Sometimes, you want photons to be shot from one light source and not another. In that case, you can turn photons on for an object, but specify photons { reflection off refraction off } in the light source’s definition. You can also turn off only reflection or only refraction for any light source.

6.10.2.4  Photons and Media

 global_settings {
   photons {
     count 10000
     media 100
   }
 }

Photons also interact fully with media. This means that volumetric photons are stored in scattering media. This is enabled by using the keyword media within the photons block.

To store photons in media, POV deposits photons as it steps through the media during the photon-tracing phase of the render. It will deposit these photons as it traces caustic photons, so the number of media photons is dependant on the number of caustic photons. As a light ray passes through a section of media, the photons are deposited, separated by approximately the same distance that separates surface photons.

You can specify a factor as a second optional parameter to the media keyword. If, for example, factor is set to 2.0, then photons will be spaced twice as far apart as they would otherwise have been spaced.

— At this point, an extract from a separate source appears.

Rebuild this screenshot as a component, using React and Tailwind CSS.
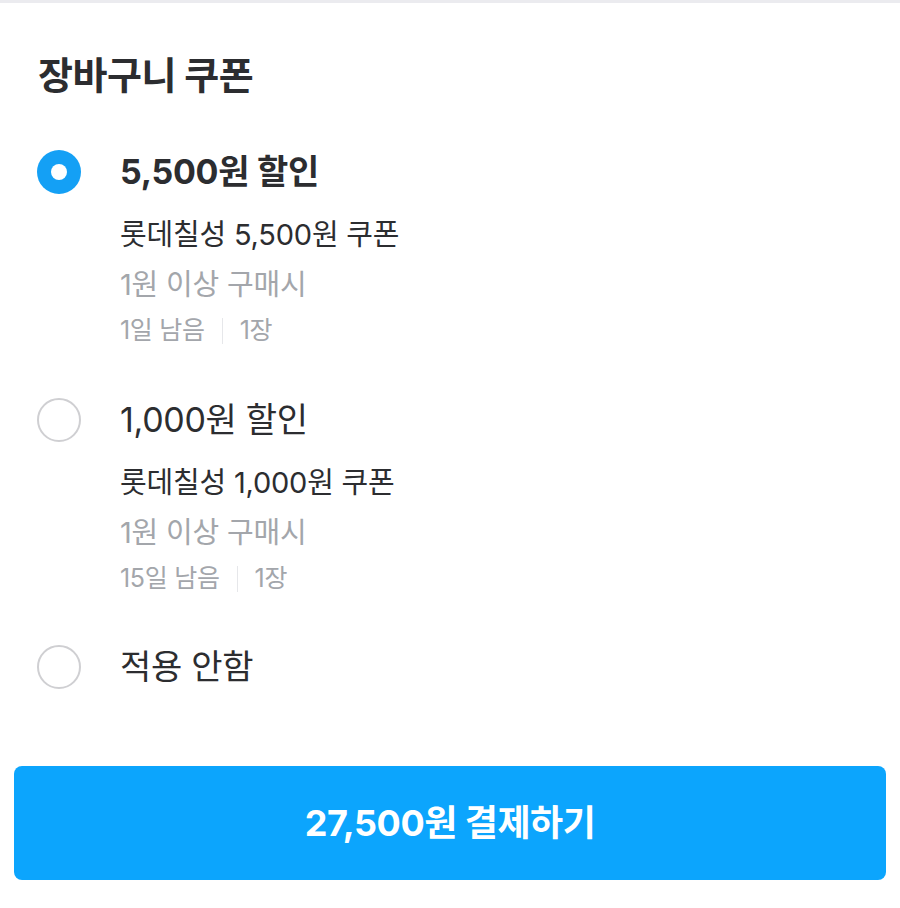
export default function App() {
  const font = { fontFamily: 'Inter, "Noto Sans CJK KR", "Noto Sans", sans-serif' };
  const Radio = ({ checked }) =>
    checked ? (
      <div className="w-[44px] h-[44px] rounded-full bg-[#14a0f5] flex items-center justify-center shrink-0">
        <div className="w-[16px] h-[16px] rounded-full bg-white" />
      </div>
    ) : (
      <div className="w-[44px] h-[44px] rounded-full border-2 border-[#cfcfd2] bg-white shrink-0" />
    );

  const Option = ({ checked, title, name, cond, days, count, bold }) => (
    <div className="flex pl-[37px]">
      <Radio checked={checked} />
      <div className="ml-[39px] flex flex-col">
        <div className={`h-[44px] leading-[44px] text-[34px] text-[#2c2d30] ${bold ? 'font-bold' : 'font-normal'} tracking-[-0.3px] whitespace-nowrap`}>{title}</div>
        {name && (
          <>
            <div className="mt-[16px] h-[50px] leading-[50px] text-[29px] text-[#2c2d30] tracking-[-0.2px] whitespace-nowrap">{name}</div>
            <div className="h-[50px] leading-[50px] text-[29px] text-[#a3a6ab] tracking-[-0.2px] whitespace-nowrap">{cond}</div>
            <div className="h-[42px] flex items-center text-[25px] text-[#a3a6ab] tracking-[-0.3px] whitespace-nowrap">
              <span>{days}</span>
              <span className="mx-[17px] w-[1px] h-[26px] bg-[#e6e7ea]" />
              <span>{count}</span>
            </div>
          </>
        )}
      </div>
    </div>
  );

  return (
    <div className="w-[900px] h-[908px] bg-white flex flex-col" style={font}>
      <div className="h-[3px] bg-[#ebebef]" />
      <div className="pt-[47px] pl-[38px] h-[97px]">
        <div className="h-[50px] leading-[50px] text-[38px] font-bold text-[#2c2d30] tracking-[-0.5px]">장바구니 쿠폰</div>
      </div>
      <div className="mt-[50px]">
        <Option checked bold title="5,500원 할인" name="롯데칠성 5,500원 쿠폰" cond="1원 이상 구매시" days="1일 남음" count="1장" />
      </div>
      <div className="mt-[46px]">
        <Option title="1,000원 할인" name="롯데칠성 1,000원 쿠폰" cond="1원 이상 구매시" days="15일 남음" count="1장" />
      </div>
      <div className="mt-[45px]">
        <Option title="적용 안함" />
      </div>
      <div className="mt-[77px] px-[14px]">
        <button className="w-full h-[114px] rounded-[8px] bg-[#0ca5fd] text-white text-[36px] font-bold tracking-[-0.5px] flex items-center justify-center">
          27,500원 결제하기
        </button>
      </div>
    </div>
  );
}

Sometimes, however, if a section of media is very large, using these settings could create a large number of photons very fast and overload memory. Therefore, following the media keyword, you must specify the maximum number of photons that are deposited for each ray that travels through each section of media. A setting of 100 should probably work in most cases.

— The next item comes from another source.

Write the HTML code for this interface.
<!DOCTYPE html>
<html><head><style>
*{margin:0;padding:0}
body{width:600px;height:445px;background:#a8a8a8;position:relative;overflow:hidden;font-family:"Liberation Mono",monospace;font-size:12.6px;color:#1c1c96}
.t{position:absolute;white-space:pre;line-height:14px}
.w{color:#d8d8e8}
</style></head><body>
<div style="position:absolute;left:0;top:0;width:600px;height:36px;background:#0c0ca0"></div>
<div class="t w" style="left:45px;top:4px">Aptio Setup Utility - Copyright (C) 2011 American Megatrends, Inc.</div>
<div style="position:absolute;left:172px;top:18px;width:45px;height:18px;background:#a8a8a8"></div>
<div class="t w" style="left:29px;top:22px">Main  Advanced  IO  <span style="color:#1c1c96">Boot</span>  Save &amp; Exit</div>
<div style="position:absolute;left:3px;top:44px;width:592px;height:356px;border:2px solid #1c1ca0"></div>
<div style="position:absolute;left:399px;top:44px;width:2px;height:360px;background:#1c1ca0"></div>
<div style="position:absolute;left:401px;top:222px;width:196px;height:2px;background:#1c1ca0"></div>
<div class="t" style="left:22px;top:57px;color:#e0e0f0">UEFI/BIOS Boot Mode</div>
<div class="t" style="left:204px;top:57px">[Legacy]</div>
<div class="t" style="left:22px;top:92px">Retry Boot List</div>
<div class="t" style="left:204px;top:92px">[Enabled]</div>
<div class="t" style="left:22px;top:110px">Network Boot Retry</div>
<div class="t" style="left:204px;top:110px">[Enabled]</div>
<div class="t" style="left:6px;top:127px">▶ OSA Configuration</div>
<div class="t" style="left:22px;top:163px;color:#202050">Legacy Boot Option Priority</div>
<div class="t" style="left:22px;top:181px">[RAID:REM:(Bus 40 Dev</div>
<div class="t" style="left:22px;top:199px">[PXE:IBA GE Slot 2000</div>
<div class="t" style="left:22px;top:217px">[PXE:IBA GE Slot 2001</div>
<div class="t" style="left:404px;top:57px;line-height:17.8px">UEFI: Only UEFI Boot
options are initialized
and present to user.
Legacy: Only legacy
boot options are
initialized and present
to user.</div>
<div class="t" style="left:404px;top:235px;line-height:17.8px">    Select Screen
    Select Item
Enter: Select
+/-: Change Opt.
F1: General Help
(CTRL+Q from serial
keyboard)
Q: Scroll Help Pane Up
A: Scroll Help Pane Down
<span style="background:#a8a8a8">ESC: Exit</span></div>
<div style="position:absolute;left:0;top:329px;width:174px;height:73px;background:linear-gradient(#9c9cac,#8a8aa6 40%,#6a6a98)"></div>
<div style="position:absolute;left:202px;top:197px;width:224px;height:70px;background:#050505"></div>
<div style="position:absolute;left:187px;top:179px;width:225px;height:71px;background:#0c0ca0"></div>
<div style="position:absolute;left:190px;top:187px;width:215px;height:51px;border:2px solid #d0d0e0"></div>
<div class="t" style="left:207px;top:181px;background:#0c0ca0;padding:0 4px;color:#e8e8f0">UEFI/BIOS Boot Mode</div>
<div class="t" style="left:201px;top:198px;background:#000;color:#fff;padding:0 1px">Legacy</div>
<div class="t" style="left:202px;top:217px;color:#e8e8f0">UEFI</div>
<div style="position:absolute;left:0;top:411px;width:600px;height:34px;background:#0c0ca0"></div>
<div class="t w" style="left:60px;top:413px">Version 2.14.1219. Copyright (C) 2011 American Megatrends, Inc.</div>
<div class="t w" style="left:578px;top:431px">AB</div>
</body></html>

You can put collect off into media to make that media ignore photons. Photons will neither be deposited nor gathered in a media that is ignoring them. Photons will also not be gathered nor deposited in non-scattering media. However, if multiple medias exist in the same space, and at least one does not ignore photons and is scattering, then photons will be deposited in that interval and will be gathered for use with all media in that interval.